◆ Task prompt: From the records below, transcribe only the lines running from the one with "Reproduce this screenshot" through the one with "import React from". Keep both of those end lines.

◆ Information shown:
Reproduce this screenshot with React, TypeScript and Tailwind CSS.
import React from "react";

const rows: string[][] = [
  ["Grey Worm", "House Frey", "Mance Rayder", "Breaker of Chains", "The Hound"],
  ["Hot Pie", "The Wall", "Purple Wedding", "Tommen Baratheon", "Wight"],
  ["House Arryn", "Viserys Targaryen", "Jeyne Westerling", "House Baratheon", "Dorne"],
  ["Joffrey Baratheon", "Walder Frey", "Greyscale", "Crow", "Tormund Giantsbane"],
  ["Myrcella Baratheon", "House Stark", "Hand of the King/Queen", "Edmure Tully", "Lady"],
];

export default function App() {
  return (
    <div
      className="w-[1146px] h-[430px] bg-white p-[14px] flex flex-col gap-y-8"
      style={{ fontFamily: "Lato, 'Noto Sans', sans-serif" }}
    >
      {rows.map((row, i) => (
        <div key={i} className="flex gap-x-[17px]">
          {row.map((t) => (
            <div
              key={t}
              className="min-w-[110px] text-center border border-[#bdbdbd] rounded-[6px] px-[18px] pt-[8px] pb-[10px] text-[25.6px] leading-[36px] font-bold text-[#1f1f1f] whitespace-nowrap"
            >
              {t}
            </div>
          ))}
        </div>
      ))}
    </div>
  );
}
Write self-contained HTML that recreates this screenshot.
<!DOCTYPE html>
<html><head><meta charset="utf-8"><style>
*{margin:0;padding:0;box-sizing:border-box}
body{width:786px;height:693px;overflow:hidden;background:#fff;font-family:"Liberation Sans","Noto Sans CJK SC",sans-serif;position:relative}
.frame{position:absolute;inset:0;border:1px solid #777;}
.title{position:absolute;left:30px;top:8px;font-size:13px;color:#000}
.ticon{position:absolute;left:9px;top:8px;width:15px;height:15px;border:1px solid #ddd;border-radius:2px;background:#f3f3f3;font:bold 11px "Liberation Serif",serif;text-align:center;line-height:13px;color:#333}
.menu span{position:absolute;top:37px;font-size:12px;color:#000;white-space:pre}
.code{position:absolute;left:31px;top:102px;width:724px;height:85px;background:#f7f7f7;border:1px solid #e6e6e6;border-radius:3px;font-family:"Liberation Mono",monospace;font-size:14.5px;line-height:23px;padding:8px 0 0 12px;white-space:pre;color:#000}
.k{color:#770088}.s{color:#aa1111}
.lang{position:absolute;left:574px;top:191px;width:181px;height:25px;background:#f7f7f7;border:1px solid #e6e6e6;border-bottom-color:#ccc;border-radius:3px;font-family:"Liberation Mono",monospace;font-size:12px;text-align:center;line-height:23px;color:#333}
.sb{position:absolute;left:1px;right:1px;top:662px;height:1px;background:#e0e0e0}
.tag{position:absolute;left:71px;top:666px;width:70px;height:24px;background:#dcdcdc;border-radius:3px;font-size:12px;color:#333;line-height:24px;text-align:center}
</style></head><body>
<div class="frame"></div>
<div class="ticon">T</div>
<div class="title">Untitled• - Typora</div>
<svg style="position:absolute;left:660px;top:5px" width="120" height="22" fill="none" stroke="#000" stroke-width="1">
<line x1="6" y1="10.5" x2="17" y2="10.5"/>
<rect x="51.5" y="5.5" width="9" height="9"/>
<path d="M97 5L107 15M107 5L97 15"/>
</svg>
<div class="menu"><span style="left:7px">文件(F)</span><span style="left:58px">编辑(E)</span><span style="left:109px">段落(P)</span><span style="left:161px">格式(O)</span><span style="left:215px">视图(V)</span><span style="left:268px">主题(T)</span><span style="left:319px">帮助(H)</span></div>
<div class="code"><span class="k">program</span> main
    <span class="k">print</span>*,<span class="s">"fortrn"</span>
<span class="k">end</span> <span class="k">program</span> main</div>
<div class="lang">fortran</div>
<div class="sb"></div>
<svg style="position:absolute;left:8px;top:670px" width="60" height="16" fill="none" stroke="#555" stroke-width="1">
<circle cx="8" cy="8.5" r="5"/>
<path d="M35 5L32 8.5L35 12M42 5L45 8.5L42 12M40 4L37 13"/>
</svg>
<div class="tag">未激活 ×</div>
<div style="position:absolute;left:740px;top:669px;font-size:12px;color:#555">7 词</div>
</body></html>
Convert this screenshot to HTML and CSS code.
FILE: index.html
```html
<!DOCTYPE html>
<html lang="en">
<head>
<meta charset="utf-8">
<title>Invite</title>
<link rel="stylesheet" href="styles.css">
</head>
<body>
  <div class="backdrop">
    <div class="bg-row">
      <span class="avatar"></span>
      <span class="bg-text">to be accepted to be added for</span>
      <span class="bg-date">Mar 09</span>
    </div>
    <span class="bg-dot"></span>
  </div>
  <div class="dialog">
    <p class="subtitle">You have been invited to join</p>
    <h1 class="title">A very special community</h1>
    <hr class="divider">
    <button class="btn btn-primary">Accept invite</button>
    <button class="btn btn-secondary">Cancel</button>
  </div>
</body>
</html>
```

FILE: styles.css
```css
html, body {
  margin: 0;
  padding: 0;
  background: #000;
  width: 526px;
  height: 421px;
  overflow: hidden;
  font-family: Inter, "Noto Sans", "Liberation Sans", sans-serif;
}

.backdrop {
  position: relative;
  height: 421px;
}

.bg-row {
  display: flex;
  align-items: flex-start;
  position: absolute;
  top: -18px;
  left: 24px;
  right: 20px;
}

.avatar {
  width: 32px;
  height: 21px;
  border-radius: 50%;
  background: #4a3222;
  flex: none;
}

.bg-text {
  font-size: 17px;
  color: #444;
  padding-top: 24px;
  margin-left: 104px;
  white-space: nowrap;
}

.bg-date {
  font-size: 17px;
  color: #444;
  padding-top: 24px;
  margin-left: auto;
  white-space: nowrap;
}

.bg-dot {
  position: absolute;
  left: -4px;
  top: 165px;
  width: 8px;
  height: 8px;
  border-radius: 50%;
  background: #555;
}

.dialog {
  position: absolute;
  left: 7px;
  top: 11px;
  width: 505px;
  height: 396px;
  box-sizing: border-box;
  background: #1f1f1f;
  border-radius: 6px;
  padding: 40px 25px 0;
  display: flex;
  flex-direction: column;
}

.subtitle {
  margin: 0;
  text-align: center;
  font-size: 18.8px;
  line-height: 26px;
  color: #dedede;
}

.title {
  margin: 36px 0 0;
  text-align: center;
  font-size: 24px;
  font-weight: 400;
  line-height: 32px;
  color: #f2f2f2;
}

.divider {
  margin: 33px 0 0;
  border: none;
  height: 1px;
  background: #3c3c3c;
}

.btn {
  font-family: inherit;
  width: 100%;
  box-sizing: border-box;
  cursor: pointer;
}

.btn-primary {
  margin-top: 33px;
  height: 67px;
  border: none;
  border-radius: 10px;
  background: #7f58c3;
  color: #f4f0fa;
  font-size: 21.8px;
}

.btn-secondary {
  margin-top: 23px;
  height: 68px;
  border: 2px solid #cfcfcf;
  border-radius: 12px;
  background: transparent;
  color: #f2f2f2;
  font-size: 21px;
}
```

--

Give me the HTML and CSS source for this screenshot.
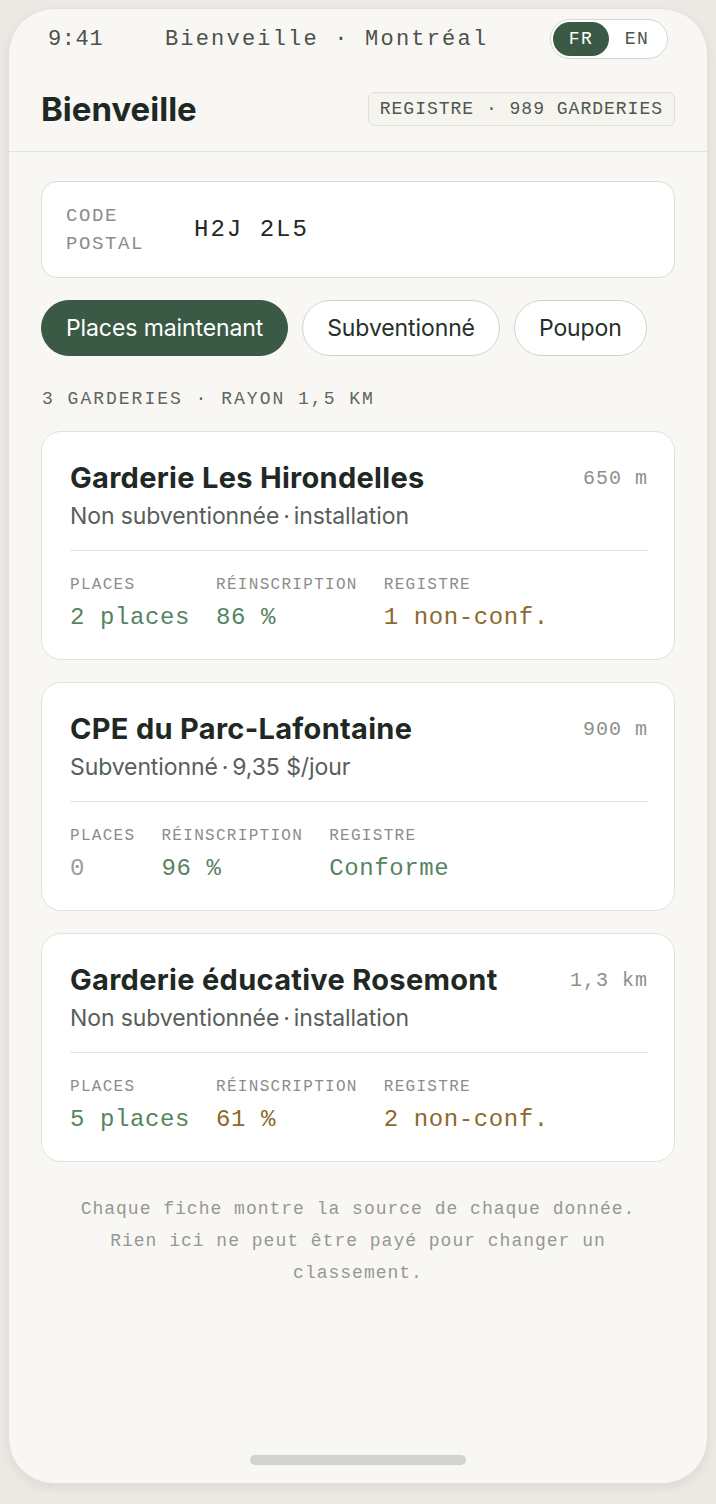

◆ Answer below:
Reproduce this screenshot with React, TypeScript and Tailwind CSS.
import React from "react";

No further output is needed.